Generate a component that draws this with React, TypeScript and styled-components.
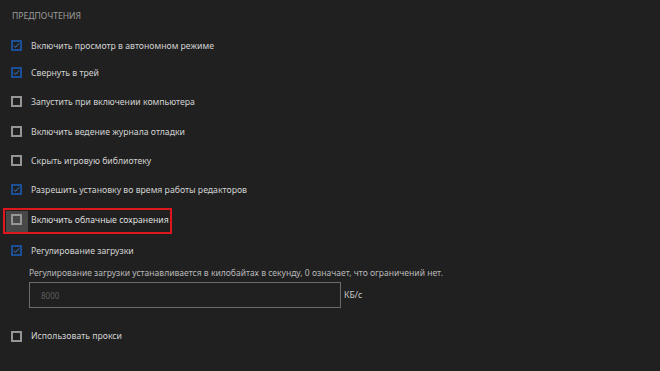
import React from "react";
import styled, { createGlobalStyle } from "styled-components";

const Global = createGlobalStyle`
  html, body { margin: 0; padding: 0; background: #202020; }
  body { font-family: "Noto Sans", "Open Sans", sans-serif; }
`;

const Page = styled.div`
  width: 660px;
  height: 371px;
  background: #202020;
  overflow: hidden;
  box-sizing: border-box;
  padding: 10px 0 0 11px;
  display: flex;
  flex-direction: column;
`;

const Title = styled.div`
  font-size: 8.6px;
  color: #9c9c9c;
  line-height: 12px;
  padding-left: 1px;
  margin-bottom: 10px;
`;

const List = styled.div`
  display: flex;
  flex-direction: column;
`;

const Row = styled.div<{ $h: number }>`
  position: relative;
  height: ${(p) => p.$h}px;
  display: flex;
  align-items: center;
  gap: 9px;
`;

const Highlight = styled.div`
  position: absolute;
  left: -8px;
  top: 4px;
  width: 169px;
  height: 26px;
  border: 2.5px solid #e0161f;
  box-sizing: border-box;
  pointer-events: none;
`;

const HoverBg = styled.div`
  position: absolute;
  left: -5.5px;
  top: 6.5px;
  width: 22px;
  height: 21px;
  background: #484848;
`;

const Box = styled.div<{ $checked: boolean }>`
  position: relative;
  width: 11px;
  height: 11px;
  box-sizing: border-box;
  border: 2px solid ${(p) => (p.$checked ? "#1b5099" : "#969696")};
  flex: none;
  display: flex;
  align-items: center;
  justify-content: center;
`;

const Label = styled.span<{ $hover?: boolean }>`
  position: relative;
  font-size: 8.7px;
  color: ${(p) => (p.$hover ? "#dedede" : "#d2d2d2")};
  line-height: 12px;
  white-space: nowrap;
`;

const Sub = styled.div`
  padding-left: 18px;
  display: flex;
  flex-direction: column;
  margin-top: 1px;
`;

const Desc = styled.div`
  font-size: 8.55px;
  color: #b8b8b8;
  line-height: 12px;
  white-space: nowrap;
`;

const InputLine = styled.div`
  display: flex;
  align-items: center;
  gap: 3px;
  margin-top: 3px;
`;

const Input = styled.div`
  width: 312px;
  height: 26px;
  box-sizing: border-box;
  border: 1.5px solid #6c6c6c;
  display: flex;
  align-items: center;
  padding-left: 11px;
  font-size: 8px;
  color: #5e5e5e;
`;

const Unit = styled.span`
  font-size: 8.7px;
  color: #c8c8c8;
`;

const Divider = styled.div`
  margin-top: 10px;
  margin-left: 1px;
  height: 1px;
  background: #2f2f2f;
`;

const Check = () => (
  <svg width="7" height="7" viewBox="0 0 7 7">
    <path d="M0.8 3.6 L2.6 5.3 L6.2 1.3" fill="none" stroke="#3b7dd8" strokeWidth="1" />
  </svg>
);

const CB = ({ checked }: { checked: boolean }) => (
  <Box $checked={checked}>{checked && <Check />}</Box>
);

const items: { label: string; checked: boolean; h: number }[] = [
  { label: "Включить просмотр в автономном режиме", checked: true, h: 27 },
  { label: "Свернуть в трей", checked: true, h: 27 },
  { label: "Запустить при включении компьютера", checked: false, h: 31 },
  { label: "Включить ведение журнала отладки", checked: false, h: 29 },
  { label: "Скрыть игровую библиотеку", checked: false, h: 29 },
  { label: "Разрешить установку во время работы редакторов", checked: true, h: 29 },
];

export default function App() {
  return (
    <>
      <Global />
      <Page>
        <Title>ПРЕДПОЧТЕНИЯ</Title>
        <List>
          {items.map((it) => (
            <Row key={it.label} $h={it.h}>
              <CB checked={it.checked} />
              <Label>{it.label}</Label>
            </Row>
          ))}
          <Row $h={31}>
            <HoverBg />
            <Highlight />
            <CB checked={false} />
            <Label $hover>Включить облачные сохранения</Label>
          </Row>
          <Row $h={31}>
            <CB checked={true} />
            <Label>Регулирование загрузки</Label>
          </Row>
          <Sub>
            <Desc>
              Регулирование загрузки устанавливается в килобайтах в секунду, 0 означает, что ограничений нет.
            </Desc>
            <InputLine>
              <Input>8000</Input>
              <Unit>КБ/с</Unit>
            </InputLine>
          </Sub>
          <Row $h={56}>
            <CB checked={false} />
            <Label>Использовать прокси</Label>
          </Row>
        </List>
        <Divider />
      </Page>
    </>
  );
}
---
Copy the data word for word. Pictures do not go in the copy.

Generate a component that draws this with React, TypeScript and styled-components.
import React from "react";
import styled, { createGlobalStyle } from "styled-components";

const Global = createGlobalStyle`
  html, body { margin: 0; padding: 0; background: #202020; }
  body { font-family: "Noto Sans", "Open Sans", sans-serif; }
`;

const Page = styled.div`
  width: 660px;
  height: 371px;
  background: #202020;
  overflow: hidden;
  box-sizing: border-box;
  padding: 10px 0 0 11px;
  display: flex;
  flex-direction: column;
`;

const Title = styled.div`
  font-size: 8.6px;
  color: #9c9c9c;
  line-height: 12px;
  padding-left: 1px;
  margin-bottom: 10px;
`;

const List = styled.div`
  display: flex;
  flex-direction: column;
`;

const Row = styled.div<{ $h: number }>`
  position: relative;
  height: ${(p) => p.$h}px;
  display: flex;
  align-items: center;
  gap: 9px;
`;

const Highlight = styled.div`
  position: absolute;
  left: -8px;
  top: 4px;
  width: 169px;
  height: 26px;
  border: 2.5px solid #e0161f;
  box-sizing: border-box;
  pointer-events: none;
`;

const HoverBg = styled.div`
  position: absolute;
  left: -5.5px;
  top: 6.5px;
  width: 22px;
  height: 21px;
  background: #484848;
`;

const Box = styled.div<{ $checked: boolean }>`
  position: relative;
  width: 11px;
  height: 11px;
  box-sizing: border-box;
  border: 2px solid ${(p) => (p.$checked ? "#1b5099" : "#969696")};
  flex: none;
  display: flex;
  align-items: center;
  justify-content: center;
`;

const Label = styled.span<{ $hover?: boolean }>`
  position: relative;
  font-size: 8.7px;
  color: ${(p) => (p.$hover ? "#dedede" : "#d2d2d2")};
  line-height: 12px;
  white-space: nowrap;
`;

const Sub = styled.div`
  padding-left: 18px;
  display: flex;
  flex-direction: column;
  margin-top: 1px;
`;

const Desc = styled.div`
  font-size: 8.55px;
  color: #b8b8b8;
  line-height: 12px;
  white-space: nowrap;
`;

const InputLine = styled.div`
  display: flex;
  align-items: center;
  gap: 3px;
  margin-top: 3px;
`;

const Input = styled.div`
  width: 312px;
  height: 26px;
  box-sizing: border-box;
  border: 1.5px solid #6c6c6c;
  display: flex;
  align-items: center;
  padding-left: 11px;
  font-size: 8px;
  color: #5e5e5e;
`;

const Unit = styled.span`
  font-size: 8.7px;
  color: #c8c8c8;
`;

const Divider = styled.div`
  margin-top: 10px;
  margin-left: 1px;
  height: 1px;
  background: #2f2f2f;
`;

const Check = () => (
  <svg width="7" height="7" viewBox="0 0 7 7">
    <path d="M0.8 3.6 L2.6 5.3 L6.2 1.3" fill="none" stroke="#3b7dd8" strokeWidth="1" />
  </svg>
);

const CB = ({ checked }: { checked: boolean }) => (
  <Box $checked={checked}>{checked && <Check />}</Box>
);

const items: { label: string; checked: boolean; h: number }[] = [
  { label: "Включить просмотр в автономном режиме", checked: true, h: 27 },
  { label: "Свернуть в трей", checked: true, h: 27 },
  { label: "Запустить при включении компьютера", checked: false, h: 31 },
  { label: "Включить ведение журнала отладки", checked: false, h: 29 },
  { label: "Скрыть игровую библиотеку", checked: false, h: 29 },
  { label: "Разрешить установку во время работы редакторов", checked: true, h: 29 },
];

export default function App() {
  return (
    <>
      <Global />
      <Page>
        <Title>ПРЕДПОЧТЕНИЯ</Title>
        <List>
          {items.map((it) => (
            <Row key={it.label} $h={it.h}>
              <CB checked={it.checked} />
              <Label>{it.label}</Label>
            </Row>
          ))}
          <Row $h={31}>
            <HoverBg />
            <Highlight />
            <CB checked={false} />
            <Label $hover>Включить облачные сохранения</Label>
          </Row>
          <Row $h={31}>
            <CB checked={true} />
            <Label>Регулирование загрузки</Label>
          </Row>
          <Sub>
            <Desc>
              Регулирование загрузки устанавливается в килобайтах в секунду, 0 означает, что ограничений нет.
            </Desc>
            <InputLine>
              <Input>8000</Input>
              <Unit>КБ/с</Unit>
            </InputLine>
          </Sub>
          <Row $h={56}>
            <CB checked={false} />
            <Label>Использовать прокси</Label>
          </Row>
        </List>
        <Divider />
      </Page>
    </>
  );
}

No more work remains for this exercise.